Dice Hugo Friedrich que el acto poético presenta tres posibles modos de
comportamiento: sentir, observar y transformar. El último se refiere
tanto a la transformación del lenguaje como de la realidad social y
personal. Es precisamente esta capacidad transformadora la que nos
permite encontrar vías de respuesta a la pregunta de Hölderlin. Todos
los ejemplos citados muestran que combate político y lucha poética a
menudo están ligados uno al otro; que la poesía, lejos de ser un
producto clausurado en libros y bibliotecas, se puede hacer en cualquier
parte; que la praxis poética, por sí sola, no puede cambiar el mundo,
pero sí puede cambiar las maneras de verlo y sentirlo, promoviendo
agitaciones subversivas capaces de trastocar las relaciones de poder. Y
aquí radica el carácter revolucionario de la poesía, tal y como lo
expresa Vicente Huidobro: “El poeta hace cambiar de vida a las cosas de
la naturaleza, saca con su red todo aquello que se mueve en el caos de
lo innombrado, tiende hilos eléctricos entre las palabras y alumbra de
repente rincones desconocidos”.
No se trata de una
revolución de vanguardias iluminadas en la que el poeta se erige en guía
del pueblo. La revolución poética que puede transformar mundos y vidas
es aquella que, por un lado, pone la inspiración al servicio de una
causa para combatir el orden dominante y, por otro, transmite ideas y
sentimientos para aprender a “sentipensar” con la gente oprimida, que
diría Orlando Fals Borda. Las huellas de lo que significa esta
revolución poética recorren la obra de José Martí: “Hay una clase de
poesía que sale, como un río de sangre del alma atormentada, y rompe por
entre peñascos en su espantada fuga, y no abre sus ondas sino para
dejar paso a clamores”.
En una famosa escena de El club de los poetas muertos,
el profesor Keating enseña a sus alumnos que no deben limitarse a
aprender lecciones y recitar poemas de memoria: “A pesar de todo lo que
les digan, las palabras y las ideas pueden cambiar el mundo. No leemos y
escribimos poesía porque es bonita. Leemos y escribimos poesía porque
pertenecemos a la raza humana y la raza humana está llena de pasión”.

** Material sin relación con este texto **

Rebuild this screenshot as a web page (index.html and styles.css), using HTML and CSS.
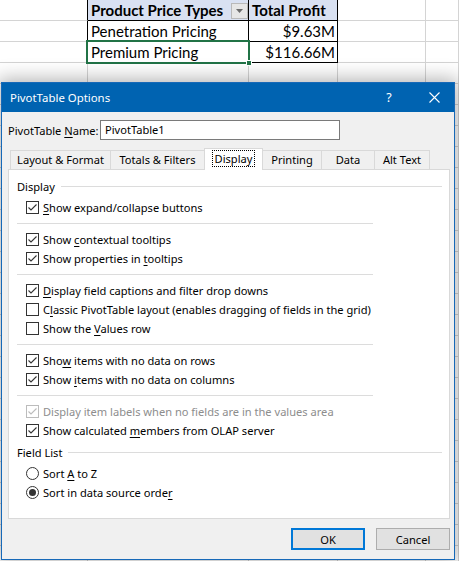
FILE: index.html
```html
<!DOCTYPE html>
<html>
<head>
<meta charset="utf-8">
<link rel="stylesheet" href="styles.css">
</head>
<body>
<div class="sheet">
  <div class="cell edge"></div>
  <div class="cell t h hdr"><span>Product Price Types</span><span class="filter"><svg width="7" height="4" viewBox="0 0 7 4"><path d="M0 0H7L3.5 4Z" fill="#6b6b6b"/></svg></span></div>
  <div class="cell t h">Total Profit</div>
  <div class="cell"></div>
  <div class="cell"></div>

  <div class="cell edge"></div>
  <div class="cell t">Penetration Pricing</div>
  <div class="cell t num">$9.63M</div>
  <div class="cell"></div>
  <div class="cell"></div>

  <div class="cell edge"></div>
  <div class="cell t">Premium Pricing</div>
  <div class="cell t num">$116.66M</div>
  <div class="cell"></div>
  <div class="cell"></div>

  <div class="cell fill"></div>
  <div class="cell fill"></div>
  <div class="cell fill"></div>
  <div class="cell fill"></div>
  <div class="cell fill"></div>
</div>
<div class="selection"><span class="handle"></span></div>

<div class="dialog">
  <div class="titlebar">
    <span class="title">PivotTable Options</span>
    <span class="help">?</span>
    <span class="close"><svg width="11" height="11" viewBox="0 0 11 11"><path d="M0.5 0.5L10.5 10.5M10.5 0.5L0.5 10.5" stroke="#fff" stroke-width="1.1" fill="none"/></svg></span>
  </div>
  <div class="body">
    <div class="name-row">
      <span class="name-label">PivotTable <u>N</u>ame:</span>
      <div class="input">PivotTable1</div>
    </div>
    <div class="tabs">
      <div class="tab w-layout">Layout &amp; Format</div>
      <div class="tab w-totals">Totals &amp; Filters</div>
      <div class="tab active w-display"><span class="focus">Display</span></div>
      <div class="tab w-printing">Printing</div>
      <div class="tab w-data">Data</div>
      <div class="tab last w-alt">Alt Text</div>
    </div>
    <div class="panel">
      <div class="group"><span>Display</span><i class="rule"></i></div>
      <div class="opts first">
        <div class="opt"><span class="cb"><svg viewBox="0 0 11 11"><path d="M1.5 5.5L4 8L9.5 2.5" stroke="#333" stroke-width="1.1" fill="none"/></svg></span><span><u>S</u>how expand/collapse buttons</span></div>
        <div class="sep"></div>
        <div class="opt"><span class="cb"><svg viewBox="0 0 11 11"><path d="M1.5 5.5L4 8L9.5 2.5" stroke="#333" stroke-width="1.1" fill="none"/></svg></span><span>Show <u>c</u>ontextual tooltips</span></div>
        <div class="opt"><span class="cb"><svg viewBox="0 0 11 11"><path d="M1.5 5.5L4 8L9.5 2.5" stroke="#333" stroke-width="1.1" fill="none"/></svg></span><span>Show properties in <u>t</u>ooltips</span></div>
        <div class="sep"></div>
        <div class="opt"><span class="cb"><svg viewBox="0 0 11 11"><path d="M1.5 5.5L4 8L9.5 2.5" stroke="#333" stroke-width="1.1" fill="none"/></svg></span><span><u>D</u>isplay field captions and filter drop downs</span></div>
        <div class="opt"><span class="cb"></span><span>C<u>l</u>assic PivotTable layout (enables dragging of fields in the grid)</span></div>
        <div class="opt"><span class="cb"></span><span>Show the <u>V</u>alues row</span></div>
        <div class="sep"></div>
        <div class="opt"><span class="cb"><svg viewBox="0 0 11 11"><path d="M1.5 5.5L4 8L9.5 2.5" stroke="#333" stroke-width="1.1" fill="none"/></svg></span><span>Sho<u>w</u> items with no data on rows</span></div>
        <div class="opt"><span class="cb"><svg viewBox="0 0 11 11"><path d="M1.5 5.5L4 8L9.5 2.5" stroke="#333" stroke-width="1.1" fill="none"/></svg></span><span>Show <u>i</u>tems with no data on columns</span></div>
        <div class="sep"></div>
        <div class="opt disabled"><span class="cb"><svg viewBox="0 0 11 11"><path d="M1.5 5.5L4 8L9.5 2.5" stroke="#bcbcbc" stroke-width="1.1" fill="none"/></svg></span><span>Display item labels when no fields are in the values area</span></div>
        <div class="opt"><span class="cb"><svg viewBox="0 0 11 11"><path d="M1.5 5.5L4 8L9.5 2.5" stroke="#333" stroke-width="1.1" fill="none"/></svg></span><span>Show calculated <u>m</u>embers from OLAP server</span></div>
      </div>
      <div class="group second"><span>Field List</span><i class="rule"></i></div>
      <div class="opts radios">
        <div class="opt"><span class="rb"></span><span>Sort <u>A</u> to Z</span></div>
        <div class="opt"><span class="rb on"></span><span>Sort in data source orde<u>r</u></span></div>
      </div>
    </div>
    <div class="buttons">
      <button class="btn ok">OK</button>
      <button class="btn">Cancel</button>
    </div>
  </div>
</div>
</body>
</html>
```

FILE: styles.css
```css
* { box-sizing: border-box; margin: 0; padding: 0; }
html, body { width: 459px; height: 561px; overflow: hidden; background: #fff; }
body { position: relative; font-family: "Noto Sans", "Open Sans", sans-serif; }

/* ---------- spreadsheet ---------- */
.sheet {
  display: grid;
  grid-template-columns: 88px 161px 89px 88px 33px;
  grid-template-rows: 21px 21px 21px 520px;
  font-family: Lato, "Liberation Sans", sans-serif;
  font-size: 15px;
  color: #000;
}
.cell {
  border-right: 1px solid #d4d4d4;
  border-bottom: 1px solid #d4d4d4;
  padding: 0 3px;
  line-height: 20px;
  white-space: nowrap;
  overflow: hidden;
}
.cell.edge { border-right-color: #000; }
.cell.t { border-right-color: #000; border-bottom-color: #000; }
.cell.h { background: #d9e1f2; font-weight: bold; }
.cell.num { text-align: right; padding-right: 2px; }
.cell.hdr { display: flex; align-items: center; justify-content: space-between; padding-right: 0; }
.filter {
  width: 17px; height: 16px;
  margin-top: 2px;
  border: 1px solid #b9b9b9;
  background: #e6e6e6;
  display: flex; align-items: center; justify-content: center;
}
.filter svg { display: block; }
.cell.fill {
  border-bottom: none;
  background: repeating-linear-gradient(to bottom, transparent 0 20px, #d4d4d4 20px 21px);
}
.selection {
  position: absolute;
  left: 86px; top: 40px;
  width: 164px; height: 24px;
  border: 2px solid #217346;
}
.handle {
  position: absolute;
  right: -4px; bottom: -4px;
  width: 6px; height: 6px;
  background: #217346;
  border: 1px solid #fff;
}

/* ---------- dialog ---------- */
.dialog {
  position: absolute;
  left: 1px; top: 82px;
  width: 454px; height: 478px;
  border: 1px solid #1769b8;
  background: #f0f0f0;
  box-shadow: 0 0 18px 3px rgba(0, 0, 0, 0.3);
  display: flex; flex-direction: column;
  font-size: 11.1px;
  line-height: 15px;
  color: #000;
}
.titlebar {
  height: 29px;
  flex: none;
  background: #0063b1;
  color: #fff;
  display: flex; align-items: center;
  padding-left: 8px;
}
.title { flex: 1; font-size: 11.4px; }
.help { width: 20px; text-align: center; font-size: 12.5px; margin-right: 15px; }
.close { width: 40px; height: 29px; display: flex; align-items: center; justify-content: center; }
.close svg { display: block; }

.body { flex: 1; display: flex; flex-direction: column; }

.name-row {
  display: flex; align-items: center;
  margin-top: 8px;
  padding-left: 6px;
  white-space: nowrap;
}
.name-label { width: 92px; flex: none; }
.input {
  width: 240px; height: 20px;
  border: 1px solid #7a7a7a;
  background: #fff;
  padding-left: 4px;
  line-height: 18px;
}

.tabs {
  display: flex; align-items: flex-end;
  height: 22px;
  margin: 8px 0 -1px 8px;
  position: relative; z-index: 1;
  white-space: nowrap;
}
.tab {
  height: 19px;
  margin-bottom: 1px;
  border-top: 1px solid #d9d9d9;
  border-left: 1px solid #d9d9d9;
  background: #f0f0f0;
  text-align: center;
  line-height: 18px;
}
.tab.last { border-right: 1px solid #d9d9d9; }
.tab.active {
  height: 22px;
  margin-bottom: 0;
  background: #fff;
  border-right: 1px solid #d9d9d9;
  padding-top: 2px;
  line-height: 16px;
}
.tab.active + .tab { border-left: none; }
.focus { outline: 1px dotted #000; outline-offset: 0; padding: 0 2px; display: inline-block; line-height: 15px; }
.w-layout { width: 100px; }
.w-totals { width: 94px; }
.w-display { width: 59px; }
.w-printing { width: 58px; }
.w-data { width: 53px; }
.w-alt { width: 56px; }

.panel {
  margin: 0 4px 0 6px;
  height: 350px;
  flex: none;
  background: #fff;
  border: 1px solid #d9d9d9;
  padding: 9px 7px 0 8px;
}
.group { display: flex; align-items: center; height: 15px; line-height: 15px; }
.group .rule { flex: 1; height: 1px; background: #dcdcdc; margin-left: 6px; }
.group.second { margin-top: 5px; }

.opts { padding-left: 9px; margin-top: 4px; }
.opt { display: flex; align-items: center; height: 19px; white-space: nowrap; }
.opt > span:last-child { margin-left: 4px; }
.sep { width: 356px; height: 1px; background: #dcdcdc; margin: 6px 0 6px -9px; }

.cb {
  width: 13px; height: 13px; flex: none;
  border: 1px solid #333;
  background: #fff;
  display: flex; align-items: center; justify-content: center;
}
.cb svg { width: 11px; height: 11px; display: block; }
.opt.disabled { color: #8d8d8d; }
.opt.disabled .cb { border-color: #bcbcbc; }

.rb {
  width: 13px; height: 13px; flex: none;
  border: 1px solid #333;
  border-radius: 50%;
  background: #fff;
  display: flex; align-items: center; justify-content: center;
}
.rb.on::after {
  content: "";
  width: 7px; height: 7px;
  border-radius: 50%;
  background: #333;
}

u { text-underline-offset: 2px; }

.buttons {
  display: flex; justify-content: flex-end;
  gap: 11px;
  margin-top: 9px;
  padding-right: 4px;
}
.btn {
  width: 74px; height: 22px;
  background: #e1e1e1;
  border: 1px solid #adadad;
  font: inherit;
  color: #000;
}
.btn.ok { border: 2px solid #0078d7; }
```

Keating era portador de una enseñanza detestable para Platón y la
economía global del neoliberalismo: la pasión poética también puede ser
una pasión crítica y revolucionaria. De aquí la importancia de trabar
luchas revolucionariamente poéticas, revolucionariamente populares,
contra lo que nos aboca a vivir en tiempos de miseria.